* Written exercise: Nothing outside the lines from the one containing "Emit a component" down to the one containing "string; h: string" belongs in the copy; print that span exactly, both ends included, with pictures removed.

* Information supplied:
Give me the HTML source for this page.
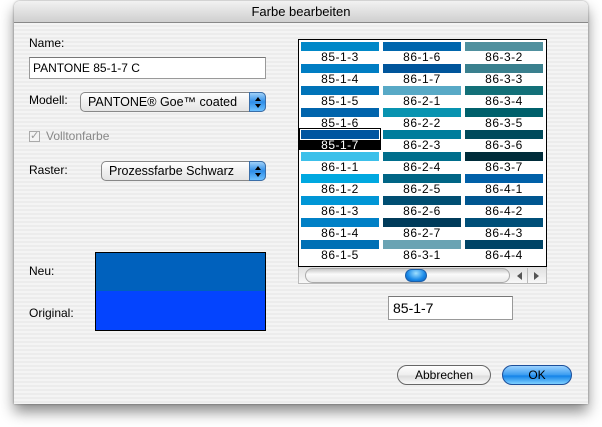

* * *

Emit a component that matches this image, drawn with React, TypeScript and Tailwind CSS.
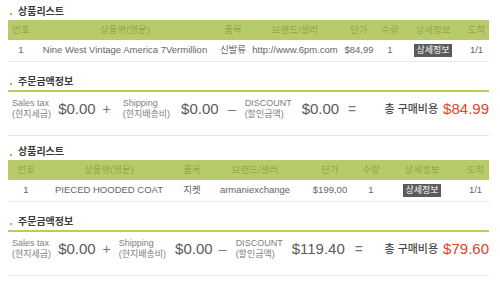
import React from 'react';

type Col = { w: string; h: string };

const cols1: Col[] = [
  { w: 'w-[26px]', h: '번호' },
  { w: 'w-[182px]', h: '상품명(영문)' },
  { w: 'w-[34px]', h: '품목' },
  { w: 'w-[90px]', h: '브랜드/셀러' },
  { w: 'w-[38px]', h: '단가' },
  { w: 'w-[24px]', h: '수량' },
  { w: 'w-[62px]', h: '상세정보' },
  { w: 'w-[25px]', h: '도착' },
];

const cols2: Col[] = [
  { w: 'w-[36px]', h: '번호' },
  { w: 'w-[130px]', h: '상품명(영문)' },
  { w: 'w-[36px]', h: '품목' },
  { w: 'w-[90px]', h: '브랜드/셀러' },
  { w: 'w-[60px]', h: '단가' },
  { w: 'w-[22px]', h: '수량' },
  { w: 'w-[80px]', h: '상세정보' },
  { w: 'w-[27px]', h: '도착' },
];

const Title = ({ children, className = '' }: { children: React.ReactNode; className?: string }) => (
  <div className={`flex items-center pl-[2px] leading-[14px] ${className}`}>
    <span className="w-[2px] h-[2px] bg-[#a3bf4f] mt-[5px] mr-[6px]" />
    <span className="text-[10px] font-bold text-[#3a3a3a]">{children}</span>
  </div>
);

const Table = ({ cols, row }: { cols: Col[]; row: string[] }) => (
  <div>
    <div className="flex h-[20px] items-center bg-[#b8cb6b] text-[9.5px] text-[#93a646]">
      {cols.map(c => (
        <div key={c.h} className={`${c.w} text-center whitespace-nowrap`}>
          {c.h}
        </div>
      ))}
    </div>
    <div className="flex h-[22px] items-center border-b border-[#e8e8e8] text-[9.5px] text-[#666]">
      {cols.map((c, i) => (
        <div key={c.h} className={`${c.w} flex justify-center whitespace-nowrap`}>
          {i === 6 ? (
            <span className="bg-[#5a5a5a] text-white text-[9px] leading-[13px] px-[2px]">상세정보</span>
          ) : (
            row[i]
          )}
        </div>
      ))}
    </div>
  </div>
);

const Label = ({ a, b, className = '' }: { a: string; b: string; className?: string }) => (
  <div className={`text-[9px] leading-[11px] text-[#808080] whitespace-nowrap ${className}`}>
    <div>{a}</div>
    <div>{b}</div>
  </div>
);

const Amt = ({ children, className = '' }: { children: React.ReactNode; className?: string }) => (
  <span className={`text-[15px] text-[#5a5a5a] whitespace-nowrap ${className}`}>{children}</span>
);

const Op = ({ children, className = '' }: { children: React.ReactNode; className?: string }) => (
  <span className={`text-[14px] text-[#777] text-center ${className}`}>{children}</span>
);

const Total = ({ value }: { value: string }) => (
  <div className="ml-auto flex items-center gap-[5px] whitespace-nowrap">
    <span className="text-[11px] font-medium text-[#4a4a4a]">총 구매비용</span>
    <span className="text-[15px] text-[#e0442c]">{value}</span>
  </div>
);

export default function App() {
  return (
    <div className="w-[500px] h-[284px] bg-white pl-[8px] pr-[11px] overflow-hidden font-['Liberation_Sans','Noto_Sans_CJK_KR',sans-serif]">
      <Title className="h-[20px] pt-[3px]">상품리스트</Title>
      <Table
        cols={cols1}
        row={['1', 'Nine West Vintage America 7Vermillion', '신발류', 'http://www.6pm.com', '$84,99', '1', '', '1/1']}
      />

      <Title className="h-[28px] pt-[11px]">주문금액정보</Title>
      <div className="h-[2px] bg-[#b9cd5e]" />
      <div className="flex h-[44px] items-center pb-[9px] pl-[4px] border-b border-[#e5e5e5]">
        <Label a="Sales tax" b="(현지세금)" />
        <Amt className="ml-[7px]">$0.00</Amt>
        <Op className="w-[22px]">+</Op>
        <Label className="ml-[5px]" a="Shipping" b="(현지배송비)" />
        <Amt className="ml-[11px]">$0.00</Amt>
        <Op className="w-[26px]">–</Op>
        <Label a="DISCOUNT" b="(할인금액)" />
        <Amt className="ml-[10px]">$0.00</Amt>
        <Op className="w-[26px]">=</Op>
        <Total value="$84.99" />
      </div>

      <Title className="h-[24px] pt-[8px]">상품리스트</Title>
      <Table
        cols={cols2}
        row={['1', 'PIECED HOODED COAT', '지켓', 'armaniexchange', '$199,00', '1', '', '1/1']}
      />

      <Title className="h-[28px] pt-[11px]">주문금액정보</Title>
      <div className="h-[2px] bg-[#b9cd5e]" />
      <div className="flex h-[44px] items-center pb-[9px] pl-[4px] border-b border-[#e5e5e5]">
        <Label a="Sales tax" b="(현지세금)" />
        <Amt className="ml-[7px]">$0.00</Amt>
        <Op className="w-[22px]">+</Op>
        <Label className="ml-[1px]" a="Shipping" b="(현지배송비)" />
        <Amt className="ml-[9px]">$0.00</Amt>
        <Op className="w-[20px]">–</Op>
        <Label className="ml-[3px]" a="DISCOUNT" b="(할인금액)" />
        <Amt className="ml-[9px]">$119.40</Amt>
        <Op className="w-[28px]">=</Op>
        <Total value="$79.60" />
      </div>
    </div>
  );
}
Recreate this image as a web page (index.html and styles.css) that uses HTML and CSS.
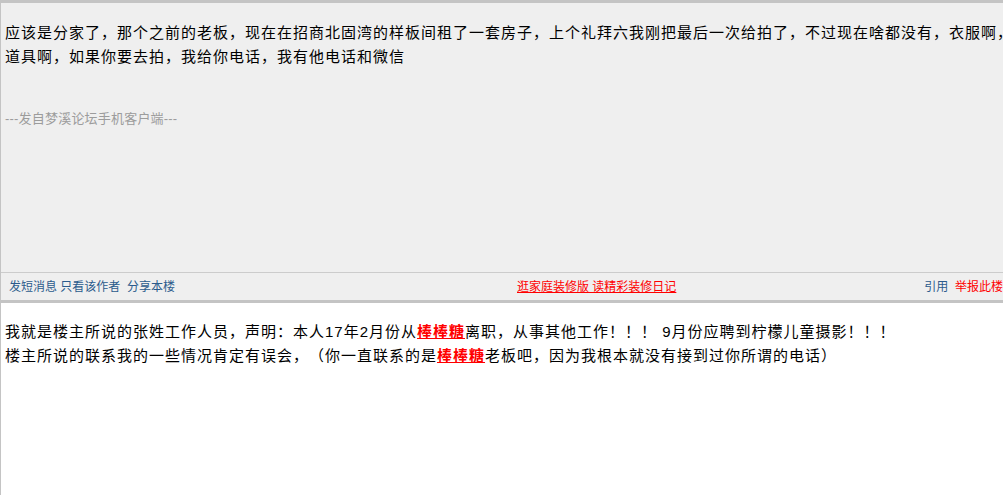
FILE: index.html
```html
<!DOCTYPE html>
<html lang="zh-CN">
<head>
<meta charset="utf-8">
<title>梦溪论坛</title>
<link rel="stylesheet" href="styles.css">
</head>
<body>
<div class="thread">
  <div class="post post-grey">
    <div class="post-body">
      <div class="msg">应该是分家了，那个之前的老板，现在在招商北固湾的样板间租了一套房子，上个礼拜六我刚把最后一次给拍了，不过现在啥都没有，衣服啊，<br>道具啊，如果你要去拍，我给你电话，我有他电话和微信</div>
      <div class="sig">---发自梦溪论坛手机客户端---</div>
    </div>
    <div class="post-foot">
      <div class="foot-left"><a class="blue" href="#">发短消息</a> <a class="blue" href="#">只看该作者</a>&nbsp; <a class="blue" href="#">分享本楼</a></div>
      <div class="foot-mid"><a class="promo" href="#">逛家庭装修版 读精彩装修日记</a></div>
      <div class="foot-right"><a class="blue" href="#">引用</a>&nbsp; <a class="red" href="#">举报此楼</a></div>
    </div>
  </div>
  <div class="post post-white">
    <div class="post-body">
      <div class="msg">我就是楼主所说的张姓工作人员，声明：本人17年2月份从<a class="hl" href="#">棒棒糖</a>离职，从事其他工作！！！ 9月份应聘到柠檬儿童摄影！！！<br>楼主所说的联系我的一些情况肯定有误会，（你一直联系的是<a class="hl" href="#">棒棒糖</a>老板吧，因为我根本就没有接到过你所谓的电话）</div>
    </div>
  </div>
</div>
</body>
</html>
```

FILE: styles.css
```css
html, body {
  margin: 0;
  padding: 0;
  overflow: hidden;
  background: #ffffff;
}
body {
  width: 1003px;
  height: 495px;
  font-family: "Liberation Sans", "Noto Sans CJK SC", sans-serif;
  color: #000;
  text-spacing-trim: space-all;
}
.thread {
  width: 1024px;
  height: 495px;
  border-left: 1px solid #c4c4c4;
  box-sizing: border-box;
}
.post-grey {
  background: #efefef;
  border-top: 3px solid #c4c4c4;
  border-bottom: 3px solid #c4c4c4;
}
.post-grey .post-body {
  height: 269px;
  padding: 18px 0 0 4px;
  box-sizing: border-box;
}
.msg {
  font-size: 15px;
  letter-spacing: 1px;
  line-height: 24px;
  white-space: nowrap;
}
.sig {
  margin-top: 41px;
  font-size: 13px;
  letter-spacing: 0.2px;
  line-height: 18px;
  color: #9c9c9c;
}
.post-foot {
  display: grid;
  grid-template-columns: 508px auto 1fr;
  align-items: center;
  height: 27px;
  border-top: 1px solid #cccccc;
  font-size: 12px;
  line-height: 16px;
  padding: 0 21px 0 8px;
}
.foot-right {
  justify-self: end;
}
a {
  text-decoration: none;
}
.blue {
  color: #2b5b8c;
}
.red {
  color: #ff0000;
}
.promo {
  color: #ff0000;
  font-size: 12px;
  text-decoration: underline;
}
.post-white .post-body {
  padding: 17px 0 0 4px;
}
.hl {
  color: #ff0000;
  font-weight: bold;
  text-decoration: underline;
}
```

* Task answer:
Emit a component that matches this image, drawn with React, TypeScript and Tailwind CSS.
import React from 'react';

type Col = { w: string; h: string };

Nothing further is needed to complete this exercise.